Entries with page source code
——
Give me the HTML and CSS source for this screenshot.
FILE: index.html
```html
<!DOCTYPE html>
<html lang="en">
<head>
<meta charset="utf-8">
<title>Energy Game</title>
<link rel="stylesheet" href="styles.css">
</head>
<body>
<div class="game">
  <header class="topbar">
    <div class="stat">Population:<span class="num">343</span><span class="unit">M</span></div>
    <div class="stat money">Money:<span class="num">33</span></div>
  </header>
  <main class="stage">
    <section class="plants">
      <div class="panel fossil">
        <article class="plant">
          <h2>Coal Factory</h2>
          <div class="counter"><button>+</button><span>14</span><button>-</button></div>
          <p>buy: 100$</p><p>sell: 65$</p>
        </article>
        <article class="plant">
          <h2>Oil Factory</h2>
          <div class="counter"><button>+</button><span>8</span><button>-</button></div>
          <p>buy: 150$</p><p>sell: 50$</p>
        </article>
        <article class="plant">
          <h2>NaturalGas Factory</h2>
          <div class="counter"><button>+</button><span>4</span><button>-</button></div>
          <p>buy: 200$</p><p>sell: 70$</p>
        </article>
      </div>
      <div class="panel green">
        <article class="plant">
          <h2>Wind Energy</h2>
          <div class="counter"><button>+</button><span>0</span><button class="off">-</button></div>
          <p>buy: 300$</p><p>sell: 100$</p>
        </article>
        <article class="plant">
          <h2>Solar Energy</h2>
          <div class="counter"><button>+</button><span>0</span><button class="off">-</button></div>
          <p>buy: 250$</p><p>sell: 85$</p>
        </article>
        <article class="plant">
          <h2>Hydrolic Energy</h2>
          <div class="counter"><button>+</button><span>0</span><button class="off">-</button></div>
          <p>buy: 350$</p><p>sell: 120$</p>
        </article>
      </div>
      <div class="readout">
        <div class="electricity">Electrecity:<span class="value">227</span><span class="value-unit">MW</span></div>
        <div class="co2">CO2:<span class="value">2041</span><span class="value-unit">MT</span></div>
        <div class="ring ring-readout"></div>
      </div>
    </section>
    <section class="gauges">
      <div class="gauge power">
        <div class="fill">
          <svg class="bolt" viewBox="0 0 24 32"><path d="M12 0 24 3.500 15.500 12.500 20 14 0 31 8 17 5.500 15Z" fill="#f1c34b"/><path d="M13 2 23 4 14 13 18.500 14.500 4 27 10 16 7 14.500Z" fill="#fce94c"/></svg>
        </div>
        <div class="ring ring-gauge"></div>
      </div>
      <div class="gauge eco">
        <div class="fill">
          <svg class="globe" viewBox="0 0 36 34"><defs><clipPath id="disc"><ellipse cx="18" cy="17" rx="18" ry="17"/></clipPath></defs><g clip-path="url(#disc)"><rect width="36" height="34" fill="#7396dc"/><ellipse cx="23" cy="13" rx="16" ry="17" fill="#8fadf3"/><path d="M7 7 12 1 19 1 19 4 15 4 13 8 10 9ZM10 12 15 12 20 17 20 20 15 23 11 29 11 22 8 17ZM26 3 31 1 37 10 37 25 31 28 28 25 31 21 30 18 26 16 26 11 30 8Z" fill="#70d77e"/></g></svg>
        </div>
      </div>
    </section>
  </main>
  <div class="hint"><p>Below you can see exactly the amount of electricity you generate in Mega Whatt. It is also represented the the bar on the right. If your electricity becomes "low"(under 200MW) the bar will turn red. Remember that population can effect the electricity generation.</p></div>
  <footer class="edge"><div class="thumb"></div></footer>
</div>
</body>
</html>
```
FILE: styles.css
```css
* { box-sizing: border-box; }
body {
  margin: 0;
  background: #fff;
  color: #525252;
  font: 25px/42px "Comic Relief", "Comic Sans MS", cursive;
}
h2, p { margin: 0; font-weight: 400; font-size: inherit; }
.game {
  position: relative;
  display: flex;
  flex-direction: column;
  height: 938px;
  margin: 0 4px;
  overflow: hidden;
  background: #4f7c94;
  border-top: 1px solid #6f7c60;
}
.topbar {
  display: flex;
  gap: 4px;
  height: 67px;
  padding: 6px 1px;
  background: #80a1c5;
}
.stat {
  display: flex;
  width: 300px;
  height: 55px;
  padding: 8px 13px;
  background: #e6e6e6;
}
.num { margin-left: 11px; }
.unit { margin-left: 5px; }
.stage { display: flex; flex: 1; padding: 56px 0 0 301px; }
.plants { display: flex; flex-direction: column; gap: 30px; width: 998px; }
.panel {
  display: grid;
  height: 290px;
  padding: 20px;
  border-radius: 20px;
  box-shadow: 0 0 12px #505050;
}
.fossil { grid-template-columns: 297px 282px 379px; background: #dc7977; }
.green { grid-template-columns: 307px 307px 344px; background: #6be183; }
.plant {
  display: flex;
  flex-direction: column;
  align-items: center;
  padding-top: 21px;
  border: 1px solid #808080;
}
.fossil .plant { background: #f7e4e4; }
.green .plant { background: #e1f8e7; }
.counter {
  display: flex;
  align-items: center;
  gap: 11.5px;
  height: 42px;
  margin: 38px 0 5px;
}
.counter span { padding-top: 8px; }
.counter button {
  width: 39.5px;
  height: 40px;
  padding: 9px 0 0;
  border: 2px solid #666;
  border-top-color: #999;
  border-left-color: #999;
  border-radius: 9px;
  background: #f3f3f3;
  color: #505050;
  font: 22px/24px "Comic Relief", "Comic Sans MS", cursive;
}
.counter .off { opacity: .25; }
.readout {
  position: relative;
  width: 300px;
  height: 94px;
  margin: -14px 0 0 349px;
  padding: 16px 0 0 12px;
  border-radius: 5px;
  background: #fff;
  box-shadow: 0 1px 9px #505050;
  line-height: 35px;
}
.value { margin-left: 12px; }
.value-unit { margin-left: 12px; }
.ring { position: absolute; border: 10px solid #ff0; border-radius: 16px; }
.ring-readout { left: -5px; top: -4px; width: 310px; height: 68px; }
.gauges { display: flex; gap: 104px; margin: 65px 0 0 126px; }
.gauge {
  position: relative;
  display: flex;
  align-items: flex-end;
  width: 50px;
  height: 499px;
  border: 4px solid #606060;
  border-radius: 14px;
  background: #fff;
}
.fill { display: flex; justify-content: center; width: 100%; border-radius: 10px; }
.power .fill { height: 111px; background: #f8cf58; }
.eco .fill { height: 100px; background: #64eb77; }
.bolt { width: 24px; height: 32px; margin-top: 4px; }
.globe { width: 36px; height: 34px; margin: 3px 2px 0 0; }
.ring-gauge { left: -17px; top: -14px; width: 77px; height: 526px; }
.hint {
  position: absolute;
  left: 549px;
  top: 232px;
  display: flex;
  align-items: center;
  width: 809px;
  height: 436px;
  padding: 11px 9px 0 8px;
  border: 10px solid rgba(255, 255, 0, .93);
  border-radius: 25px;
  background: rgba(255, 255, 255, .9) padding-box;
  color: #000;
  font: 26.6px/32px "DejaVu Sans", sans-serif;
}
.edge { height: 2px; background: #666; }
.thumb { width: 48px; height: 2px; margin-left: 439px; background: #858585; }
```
——
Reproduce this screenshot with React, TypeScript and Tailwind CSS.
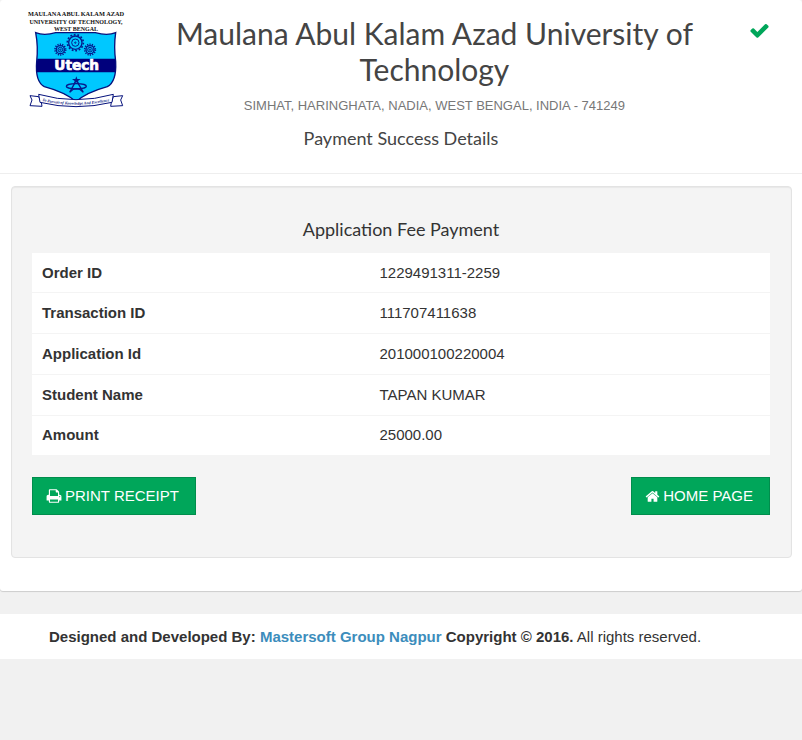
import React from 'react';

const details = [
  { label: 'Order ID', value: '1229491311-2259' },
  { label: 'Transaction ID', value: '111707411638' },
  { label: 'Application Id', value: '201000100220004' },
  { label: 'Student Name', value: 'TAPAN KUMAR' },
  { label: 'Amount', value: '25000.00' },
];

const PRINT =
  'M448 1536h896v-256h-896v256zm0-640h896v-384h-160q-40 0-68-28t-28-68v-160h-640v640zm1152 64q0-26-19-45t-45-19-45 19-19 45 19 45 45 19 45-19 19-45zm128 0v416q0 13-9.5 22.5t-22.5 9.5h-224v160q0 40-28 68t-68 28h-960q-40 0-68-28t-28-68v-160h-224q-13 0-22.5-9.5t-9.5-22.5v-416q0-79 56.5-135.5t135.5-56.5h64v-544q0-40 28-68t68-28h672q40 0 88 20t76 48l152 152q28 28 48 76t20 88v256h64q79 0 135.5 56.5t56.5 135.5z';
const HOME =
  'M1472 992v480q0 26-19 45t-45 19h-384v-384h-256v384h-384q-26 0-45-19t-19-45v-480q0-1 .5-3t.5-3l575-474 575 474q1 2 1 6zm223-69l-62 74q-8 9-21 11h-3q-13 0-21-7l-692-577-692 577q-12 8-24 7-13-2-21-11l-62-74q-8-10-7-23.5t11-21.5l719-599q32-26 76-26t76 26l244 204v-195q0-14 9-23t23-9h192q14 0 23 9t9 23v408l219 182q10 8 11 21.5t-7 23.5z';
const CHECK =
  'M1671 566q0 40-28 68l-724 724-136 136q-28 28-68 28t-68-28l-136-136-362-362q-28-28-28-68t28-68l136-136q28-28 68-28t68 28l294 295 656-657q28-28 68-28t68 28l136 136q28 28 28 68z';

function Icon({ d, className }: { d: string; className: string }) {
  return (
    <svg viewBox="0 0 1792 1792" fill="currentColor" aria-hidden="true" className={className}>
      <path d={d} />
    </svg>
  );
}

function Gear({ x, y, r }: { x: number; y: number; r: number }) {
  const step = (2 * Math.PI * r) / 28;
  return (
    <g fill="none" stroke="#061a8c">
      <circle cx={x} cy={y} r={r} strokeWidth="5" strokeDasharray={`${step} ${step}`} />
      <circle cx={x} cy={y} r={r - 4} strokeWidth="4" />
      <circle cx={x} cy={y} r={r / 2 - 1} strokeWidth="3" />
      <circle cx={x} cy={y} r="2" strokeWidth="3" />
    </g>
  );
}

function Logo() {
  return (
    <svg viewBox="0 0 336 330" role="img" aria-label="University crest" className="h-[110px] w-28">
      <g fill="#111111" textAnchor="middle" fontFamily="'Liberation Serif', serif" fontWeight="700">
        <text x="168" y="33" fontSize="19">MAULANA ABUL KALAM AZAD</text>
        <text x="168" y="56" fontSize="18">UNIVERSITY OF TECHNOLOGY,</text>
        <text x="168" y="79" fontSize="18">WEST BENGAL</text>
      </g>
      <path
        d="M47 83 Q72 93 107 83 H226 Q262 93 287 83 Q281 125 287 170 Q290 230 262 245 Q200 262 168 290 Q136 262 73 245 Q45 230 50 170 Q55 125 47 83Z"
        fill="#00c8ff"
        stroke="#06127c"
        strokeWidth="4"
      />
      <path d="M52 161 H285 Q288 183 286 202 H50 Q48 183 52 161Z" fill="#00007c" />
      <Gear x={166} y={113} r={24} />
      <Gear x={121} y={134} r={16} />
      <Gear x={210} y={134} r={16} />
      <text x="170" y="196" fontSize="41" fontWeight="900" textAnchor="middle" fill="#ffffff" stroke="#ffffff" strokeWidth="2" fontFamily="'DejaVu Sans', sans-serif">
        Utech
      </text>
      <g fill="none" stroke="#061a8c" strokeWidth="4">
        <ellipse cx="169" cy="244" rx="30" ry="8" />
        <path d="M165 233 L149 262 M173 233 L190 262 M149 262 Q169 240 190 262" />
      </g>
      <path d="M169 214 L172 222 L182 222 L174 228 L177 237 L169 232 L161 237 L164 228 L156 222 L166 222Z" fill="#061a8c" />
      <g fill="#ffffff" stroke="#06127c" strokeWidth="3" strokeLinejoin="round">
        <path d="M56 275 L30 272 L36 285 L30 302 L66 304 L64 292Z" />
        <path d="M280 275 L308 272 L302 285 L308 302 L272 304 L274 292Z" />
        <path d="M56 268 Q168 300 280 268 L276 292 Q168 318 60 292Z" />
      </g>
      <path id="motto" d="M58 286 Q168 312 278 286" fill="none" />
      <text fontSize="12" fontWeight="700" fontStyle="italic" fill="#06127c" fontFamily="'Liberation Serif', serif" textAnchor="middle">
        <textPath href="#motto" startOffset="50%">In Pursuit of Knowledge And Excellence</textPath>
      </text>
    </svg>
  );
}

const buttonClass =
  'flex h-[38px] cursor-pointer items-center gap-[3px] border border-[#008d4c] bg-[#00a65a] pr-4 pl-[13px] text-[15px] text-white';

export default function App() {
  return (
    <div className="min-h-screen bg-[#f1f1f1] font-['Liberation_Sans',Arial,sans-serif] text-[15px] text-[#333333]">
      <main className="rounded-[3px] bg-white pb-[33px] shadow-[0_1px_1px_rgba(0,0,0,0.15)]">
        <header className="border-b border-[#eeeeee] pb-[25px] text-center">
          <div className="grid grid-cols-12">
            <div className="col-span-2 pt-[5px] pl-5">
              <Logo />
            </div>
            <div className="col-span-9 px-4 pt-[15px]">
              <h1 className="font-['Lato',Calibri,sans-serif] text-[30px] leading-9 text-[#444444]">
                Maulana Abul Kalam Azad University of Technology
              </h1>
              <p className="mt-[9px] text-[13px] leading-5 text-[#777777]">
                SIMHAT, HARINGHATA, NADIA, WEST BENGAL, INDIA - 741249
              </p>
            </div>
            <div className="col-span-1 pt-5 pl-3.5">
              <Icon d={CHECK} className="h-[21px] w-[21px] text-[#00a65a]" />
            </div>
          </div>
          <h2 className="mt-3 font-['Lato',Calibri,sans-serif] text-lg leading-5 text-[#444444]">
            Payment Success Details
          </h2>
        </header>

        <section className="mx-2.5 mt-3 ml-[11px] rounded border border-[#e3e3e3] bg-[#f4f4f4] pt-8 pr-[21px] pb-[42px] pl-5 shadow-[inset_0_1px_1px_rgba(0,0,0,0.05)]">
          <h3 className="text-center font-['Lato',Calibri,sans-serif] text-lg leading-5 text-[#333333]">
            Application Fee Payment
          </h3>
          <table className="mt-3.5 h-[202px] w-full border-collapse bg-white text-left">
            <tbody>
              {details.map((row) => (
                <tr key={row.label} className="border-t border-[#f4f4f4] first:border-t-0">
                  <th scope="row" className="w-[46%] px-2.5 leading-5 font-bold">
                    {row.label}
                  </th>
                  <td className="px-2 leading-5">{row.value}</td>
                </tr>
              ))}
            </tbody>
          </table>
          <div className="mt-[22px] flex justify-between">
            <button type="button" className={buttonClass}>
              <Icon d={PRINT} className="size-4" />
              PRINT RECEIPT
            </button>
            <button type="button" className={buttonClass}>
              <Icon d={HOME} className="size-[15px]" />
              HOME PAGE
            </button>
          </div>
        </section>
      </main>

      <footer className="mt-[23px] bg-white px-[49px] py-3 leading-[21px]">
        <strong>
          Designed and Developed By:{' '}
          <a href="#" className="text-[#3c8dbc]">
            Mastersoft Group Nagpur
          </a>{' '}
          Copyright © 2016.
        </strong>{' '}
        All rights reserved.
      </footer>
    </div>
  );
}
——
- **WHAT YOU NEED TO DO**: Search the entries for the word "React", then gather every line that has it.

- **ANSWER TO THIS PROBLEM**:
Reproduce this screenshot with React, TypeScript and Tailwind CSS.
import React from 'react';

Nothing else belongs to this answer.